Buy it on Amazon.
It took a 12-year investigation that cost $280 million and filled 5,000 pages.
But now we know. In the words of British Prime Minister David Cameron: “What happened should never, ever have happened… Some members of our armed forces acted wrongly. The government is ultimately responsible for the conduct of the armed forces. And for that, on behalf of the government — and indeed our country — I am deeply sorry.”
What happened on Bloody Sunday? We’re in Derry, in Northern Ireland, in January of 1972. The British rule here, as they have for a century. They have recently initiated internment without trial — they are determined to curb Irish unrest. The Northern Ireland Civil Rights Association calls for a protest march on Sunday, January 30. It’s to start in a Catholic suburb and end in the center of Protestant power. And then…

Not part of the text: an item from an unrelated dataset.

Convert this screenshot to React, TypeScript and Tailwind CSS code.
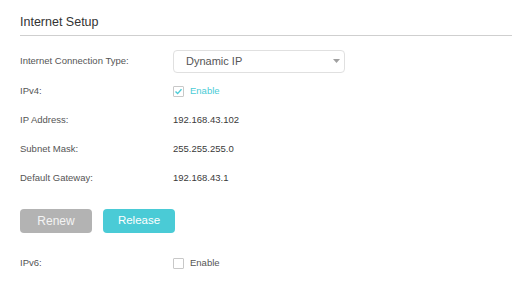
import React from "react";

function Check({ checked }: { checked: boolean }) {
  return (
    <span className="inline-flex w-[11px] h-[11px] items-center justify-center border border-[#c8c8c8] rounded-[1px] bg-white">
      {checked && (
        <svg width="9" height="9" viewBox="0 0 9 9">
          <path d="M1.5 4.5 L3.6 6.6 L7.5 2.2" fill="none" stroke="#4acbd6" strokeWidth="1.4" />
        </svg>
      )}
    </span>
  );
}

function Row({ label, children, className = "" }: { label: string; children: React.ReactNode; className?: string }) {
  return (
    <div className={`flex items-center h-[18px] ${className}`}>
      <div className="w-[153px] shrink-0 text-[9.5px] text-[#555]">{label}</div>
      <div className="flex items-center text-[9.5px] text-[#3a3a3a]">{children}</div>
    </div>
  );
}

export default function App() {
  return (
    <div className="w-[512px] h-[287px] bg-white overflow-hidden pl-5" style={{ fontFamily: '"Liberation Sans", Arial, sans-serif' }}>
      <div className="pt-[15px] pb-[5px] border-b border-[#cfcfcf] text-[12.5px] leading-[15px] text-[#333]">
        Internet Setup
      </div>

      <div className="flex items-center mt-[14px] h-[23px]">
        <div className="w-[153px] shrink-0 text-[9.5px] text-[#555]">Internet Connection Type:</div>
        <div className="relative w-[172px] h-[23px] border border-[#e0e0e0] rounded-[4px] flex items-center pl-[12px] text-[11px] text-[#555]">
          Dynamic IP
          <svg className="absolute right-[4px] top-[8px]" width="7" height="4" viewBox="0 0 7 4">
            <path d="M0 0 H7 L3.5 4 Z" fill="#a0a0a0" />
          </svg>
        </div>
      </div>

      <Row label="IPv4:" className="mt-[9px]">
        <Check checked />
        <span className="ml-[6px] text-[#4acbd6]">Enable</span>
      </Row>
      <Row label="IP Address:" className="mt-[11px]">192.168.43.102</Row>
      <Row label="Subnet Mask:" className="mt-[11px]">255.255.255.0</Row>
      <Row label="Default Gateway:" className="mt-[11px]">192.168.43.1</Row>

      <div className="flex gap-[11px] mt-[22px]">
        <button className="w-[72px] h-[24px] rounded-[4px] bg-[#b3b3b3] text-[12px] text-[#f4f4f4]">Renew</button>
        <button className="w-[72px] h-[24px] rounded-[4px] bg-[#4acbd6] text-[11.5px] text-white">Release</button>
      </div>

      <Row label="IPv6:" className="mt-[21px]">
        <Check checked={false} />
        <span className="ml-[6px] text-[#555]">Enable</span>
      </Row>
    </div>
  );
}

Thirty years later, Paul Greengrass made a movie. Like the director of Battle of Algiers, Greengrass tends to use a handheld camera. You don’t get to distance yourself: This movie is in your face. Maybe it’s more accurate to say: It is your face. Because you are there. [To stream the movie or buy the DVD from Amazon, click here.]
You are there in a documentary that starts as a study in heroism. Here is Ivan Cooper, an Irish (but Protestant) member of Parliament, rushing around to encourage friends to join the march and and begging British soldiers to give him free passage. He’s non-violent. But those British soldiers — they seem to want a fight.
“Bloody Sunday” is the story of that fight. It may be hard to figure out which side starts it: Chaos prevails. Not hard to see who uses overpowering, unnecessary violence — by day’s end, the Brits have killed 13 innocent Irish civilians. And then, of course, comes the propaganda…because the Brits, don’t you see, just had to defend themselves against these wild hooligans and agitators.
You knew little or nothing about this incident? Wrong. You have heard — endless times — “Sunday, Bloody Sunday” by U2. If you’ve paid attention, you know it’s a cry of agony:
I can’t believe the news today
Oh, I can’t close my eyes and make it go away
How long must we sing this song?
The movie takes that cry and amps it up. It won the Audience Award at the 2002 Sundance Film Festival and tied for the Golden Bear at that year’s Berlin Film Festival. It is guaranteed to have you on your feet — yes, in your own home — shaking with disbelief and rage. And to give you a context for what’s happening now.